The bwForCluster BinAC consists of two separate storage systems, one for the user's home directory $HOME and one serving as a work space. The home directory is limited in space and parallel access but offers snapshots of your files and Backup. The work space is a parallel file system which offers fast and parallel file access and a bigger capacity than the home directory. This storage is based on BeeGFS and can be accessed parallel from many nodes. Additionally, each compute node provides high-speed temporary storage (SSD) on the node-local solid state disk via the $TMPDIR environment variable.

$HOME Work Space /scratch
Visibility global global node local
Lifetime permanent work space lifetime (max. 30 days, max. 3 extensions) batch job walltime
Capacity unkn. 482 TB 211 GB per node
Quotas 20 GB per user none none
Backup no no no
 global             : all nodes access the same file system
 local              : each node has its own file system
 permanent          : files are stored permanently
 batch job walltime : files are removed at end of the batch job


$HOME

Home directories are meant for permanent file storage of files that are keep being used like source codes, configuration files, executable programs etc.; the content of home directories will be backed up on a regular basis.


 NOTE:
 Compute jobs on nodes must not write temporary data to $HOME.
 Instead they should use the local $TMPDIR directory for I/O-heavy use cases
 and work spaces for less I/O intense multinode-jobs.



Work Space

Work spaces can be generated through the workspace tools.

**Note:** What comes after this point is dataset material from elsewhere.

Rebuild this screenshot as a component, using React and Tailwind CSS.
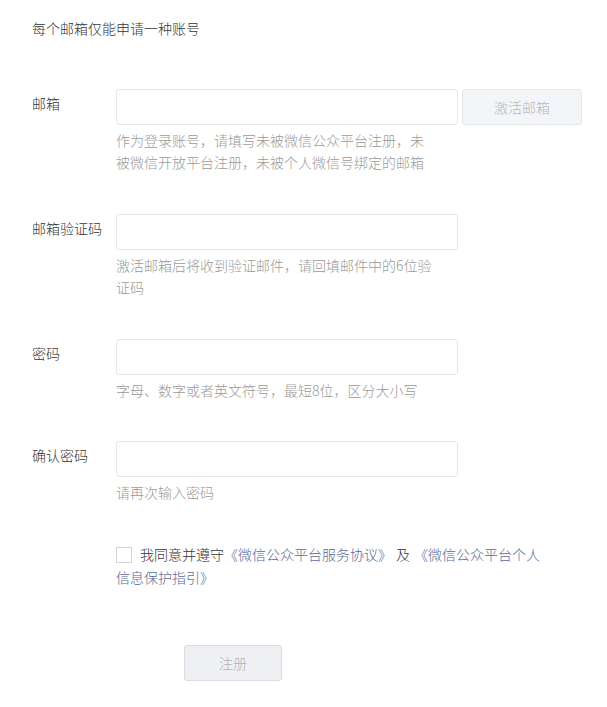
import { useState } from "react";

const font = {
    fontFamily:
        '"Noto Sans CJK SC", "Liberation Sans", sans-serif',
};

function Row({ label, hint, action, className = "" }) {
    return (
        <div className={`flex ${className}`}>
            <label className="w-[84px] shrink-0 pt-[3px] text-sm leading-[22px] text-[#353535]">
                {label}
            </label>
            <div>
                <div className="flex gap-1">
                    <input className="h-9 w-[342px] rounded-[3px] border border-[#e7e7eb] bg-white px-3 text-sm outline-none" />
                    {action && (
                        <button
                            type="button"
                            className="h-9 w-[120px] rounded-[3px] border border-[#e4e8eb] bg-[#f4f5f9] text-sm font-light text-[#b7b9bd]"
                        >
                            {action}
                        </button>
                    )}
                </div>
                <p className="mt-1 w-[320px] text-sm leading-[22px] text-[#9a9a9a]">
                    {hint}
                </p>
            </div>
        </div>
    );
}

export default function App() {
    const [agree, setAgree] = useState(false);

    return (
        <div
            className="min-h-screen bg-white px-8 pt-[17px] font-light"
            style={font}
        >
            <p className="text-sm leading-[22px] text-[#353535]">
                每个邮箱仅能申请一种账号
            </p>

            <div className="mt-[50px]">
                <Row
                    label="邮箱"
                    action="激活邮箱"
                    hint="作为登录账号，请填写未被微信公众平台注册，未被微信开放平台注册，未被个人微信号绑定的邮箱"
                />
                <Row
                    className="mt-[41px]"
                    label="邮箱验证码"
                    hint="激活邮箱后将收到验证邮件，请回填邮件中的6位验证码"
                />
                <Row
                    className="mt-[41px]"
                    label="密码"
                    hint="字母、数字或者英文符号，最短8位，区分大小写"
                />
                <Row
                    className="mt-10"
                    label="确认密码"
                    hint="请再次输入密码"
                />

                <p className="ml-[84px] mt-10 w-[430px] text-sm leading-[23px] text-[#353535]">
                    <span
                        onClick={() => setAgree(!agree)}
                        className={`mr-2 inline-block h-4 w-4 cursor-pointer align-[-3px] border ${
                            agree
                                ? "border-[#1aad19] bg-[#1aad19]"
                                : "border-[#d2d2d2] bg-white"
                        }`}
                    />
                    我同意并遵守
                    <a className="text-[#576b95]">《微信公众平台服务协议》</a>
                    <span className="mx-1">及</span>
                    <a className="text-[#576b95]">
                        《微信公众平台个人信息保护指引》
                    </a>
                </p>

                <button
                    type="button"
                    className="ml-[152px] mt-14 h-9 w-[98px] rounded-[3px] border border-[#dcdde0] bg-[#eff0f3] text-sm text-[#b2b2b2]"
                >
                    注册
                </button>
            </div>
        </div>
    );
}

This will generate a directory on the parallel storage with a limited lifetime. When this lifetime is reached the work space will be deleted automatically after a grace period. Work spaces can be extended to prevent deletion. You can create reminders and calendar entries to prevent accidental removal.

To create a work space you'll need to supply a name for your work space area and a lifetime in days. For more information read the corresponding help, e.g: ws_allocate -h.

Defaults and maximum values:

Default and maximum lifetime (days) 100
Maximum extensions 3

Examples:

Command Action
ws_allocate mywork 30 Allocate a work space named "mywork" for 30 days.
ws_allocate myotherwork Allocate a work space named "myotherwork" with maximum lifetime.
ws_list -a List all your work spaces.
ws_find mywork Get absolute path of work space "mywork".
ws_extend mywork 30 Extend life me of work space mywork by 30 days from now.
ws_release mywork Manually erase your work space "mywork". Please remove directory content first.


Local Disk Space

All compute nodes are equipped with a local SSD with 200 GB capacity for job execution. During computation the environment variable $TMPDIR points to this local disk space. The data will become unavailable as soon as the job has finished.